Sunday, February 04, 2007

Rallying the troops: Mooney and Sokal on the relationship between science and politics

Forget Popper and Kuhn, and think politics. Similar to rally-round-the-flag effects, where events like 9/11 and declarations of war are usually followed by surges in presidential approval ratings and unanimous declarations of support in Congress, the scientific community may be going into an era where external pressure from politics and interest groups will increase internal cohesion and a refocus on ideas like rigor, peer-review, and intersubjectivity.

At least this is one way to read Chris Mooney and Alan Sokal's op-ed in today's LA Times.

"... [The] introspection on the academic left has been a heartening sign, and the pronouncements of extreme relativism have subsided significantly in recent years. This frees up defenders of science to combat the enemy on our other flank: an unholy (and uneasy) alliance of economically driven attacks on science (on issues such as global climate change, mercury pollution and what constitutes a good diet) and theologically impelled ones (in areas such as evolution, reproductive health and embryonic stem cell research)."

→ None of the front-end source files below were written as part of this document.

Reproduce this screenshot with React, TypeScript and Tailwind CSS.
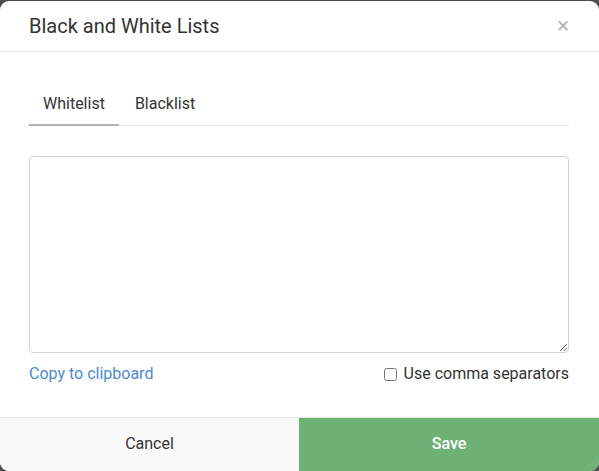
import { useState } from 'react'

export default function App() {
  const [tab, setTab] = useState<'white' | 'black'>('white')
  const [comma, setComma] = useState(false)

  return (
    <div className="h-[471px] w-[599px] overflow-hidden bg-[#4d4d4d] pt-px" style={{ fontFamily: 'Roboto, "Liberation Sans", sans-serif' }}>
      <div className="flex h-[470px] flex-col overflow-hidden rounded-[9px] bg-white">
        <div className="flex h-[51px] items-center justify-between border-b border-[#e5e5e5] pl-[29px] pr-[30px]">
          <h1 className="text-[20px] text-[#333]">Black and White Lists</h1>
          <button className="text-[22px] leading-none text-[#b5b5b5]">×</button>
        </div>

        <div className="flex-1 pl-[29px] pr-[30px] pt-[30px]">
          <div className="flex border-b border-[#e5e5e5]">
            <button
              onClick={() => setTab('white')}
              className={`-mb-px px-[14px] pb-[8px] pt-[10px] text-[16px] leading-6 text-[#333] ${tab === 'white' ? 'border-b-2 border-[#b3b3b3]' : 'border-b-2 border-transparent'}`}
            >
              Whitelist
            </button>
            <button
              onClick={() => setTab('black')}
              className={`-mb-px px-[16px] pb-[8px] pt-[10px] text-[16px] leading-6 text-[#333] ${tab === 'black' ? 'border-b-2 border-[#b3b3b3]' : 'border-b-2 border-transparent'}`}
            >
              Blacklist
            </button>
          </div>

          <textarea className="mt-[30px] block h-[197px] w-full rounded-[4px] border border-[#cfd4da] p-2 text-[14px] outline-none" />

          <div className="mt-[9px] flex items-center justify-between text-[16px] leading-6">
            <a href="#" className="text-[#4b8bd1]">Copy to clipboard</a>
            <label className="flex items-center gap-[7px] text-[#333]">
              <input
                type="checkbox"
                checked={comma}
                onChange={(e) => setComma(e.target.checked)}
                className="h-[13px] w-[13px]"
              />
              Use comma separators
            </label>
          </div>
        </div>

        <div className="flex h-[54px] border-t border-[#e5e5e5]">
          <button className="w-[299px] bg-[#f9f9f9] pb-[2px] text-[16px] text-[#333]">Cancel</button>
          <button className="flex-1 bg-[#6db274] pb-[2px] text-[16px] font-medium text-white">Save</button>
        </div>
      </div>
    </div>
  )
}
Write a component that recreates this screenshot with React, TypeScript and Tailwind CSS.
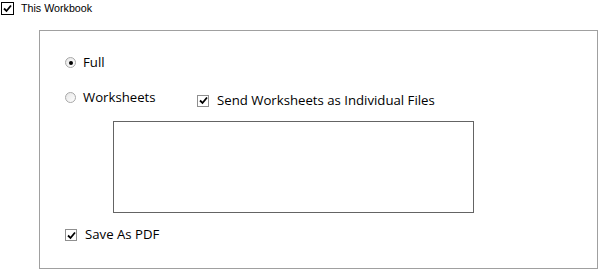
import React from "react";

function Check({ dark = false }: { dark?: boolean }) {
  return (
    <span
      className={
        dark
          ? "flex h-[13px] w-[13px] shrink-0 items-center justify-center border border-black bg-white"
          : "flex h-[12px] w-[12px] shrink-0 items-center justify-center border border-[#8f8f8f] bg-white"
      }
    >
      <svg width="9" height="9" viewBox="0 0 9 9">
        <path d="M1 4.5 L3.5 7 L8 1.5" stroke="#000" strokeWidth="1.8" fill="none" />
      </svg>
    </span>
  );
}

function Radio({ on = false }: { on?: boolean }) {
  return (
    <span className="flex h-[11px] w-[11px] shrink-0 items-center justify-center rounded-full border border-[#a8a8a8] bg-gradient-to-br from-[#e6e6e6] to-white">
      {on && <span className="h-[4px] w-[4px] rounded-full bg-black" />}
    </span>
  );
}

export default function App() {
  return (
    <div className="h-[271px] w-[599px] overflow-hidden bg-white font-['Open_Sans',sans-serif] text-black">
      {/* header checkbox */}
      <div className="flex h-[15px] items-center gap-[7px] pl-[1px] pt-[1px]">
        <Check dark />
        <span className="font-['Liberation_Sans',sans-serif] text-[10.7px] leading-none">This Workbook</span>
      </div>

      {/* frame */}
      <div className="ml-[39px] mt-[15px] flex h-[239px] w-[559px] flex-col border border-[#a0a0a0] pl-[25px]">
        <div className="mt-[26px] flex h-[11px] items-center gap-[7px]">
          <Radio on />
          <span className="mt-[1px] text-[13.2px] leading-none">Full</span>
        </div>

        <div className="mt-[24px] flex h-[11px] items-center">
          <div className="flex w-[132px] items-center gap-[7px]">
            <Radio />
            <span className="mt-[1px] text-[13.2px] leading-none">Worksheets</span>
          </div>
          <div className="mt-[6px] flex items-center gap-[8px]">
            <Check />
            <span className="text-[13.2px] leading-none">Send Worksheets as Individual Files</span>
          </div>
        </div>

        <div className="ml-[48px] mt-[18px] h-[92px] w-[361px] border border-[#646464] bg-white" />

        <div className="mt-[16px] flex h-[12px] items-center gap-[8px]">
          <Check />
          <span className="text-[13.2px] leading-none">Save As PDF</span>
        </div>
      </div>
    </div>
  );
}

(Click here for the complete OpEd.)
Ironically, of course, Alan Sokal's book about the battles within the academic community over objective standards and quality criteria takes on an interesting double meaning in this context. "Fashionable Nonsense" seems an all to appropriate label in times when the public takes their cues on stem cell research and climate change from Ron Reagan, Michael J. Fox and Al Gore instead of scientists and academics, and when ID proponents win the public debate, based on reframing scientific concepts, such as "uncertainty" and "theory."

As Mooney and Sokal put it in their op-ed:
"To avoid nature's punishment, we must take steps now to restore reality-based government."

Update (02/06/07):

Here is a link to various reactions to the op-ed that Chris Mooney has compiled on "The Intersection."


Chris Mooney said...

Hi Dietram,
I enjoyed this post; for my part, this is exactly what I was *hoping* people would get out of our op-ed. The goal is not to re-fight the old science wars, but rather to realize that we can all come together to fight the new ones.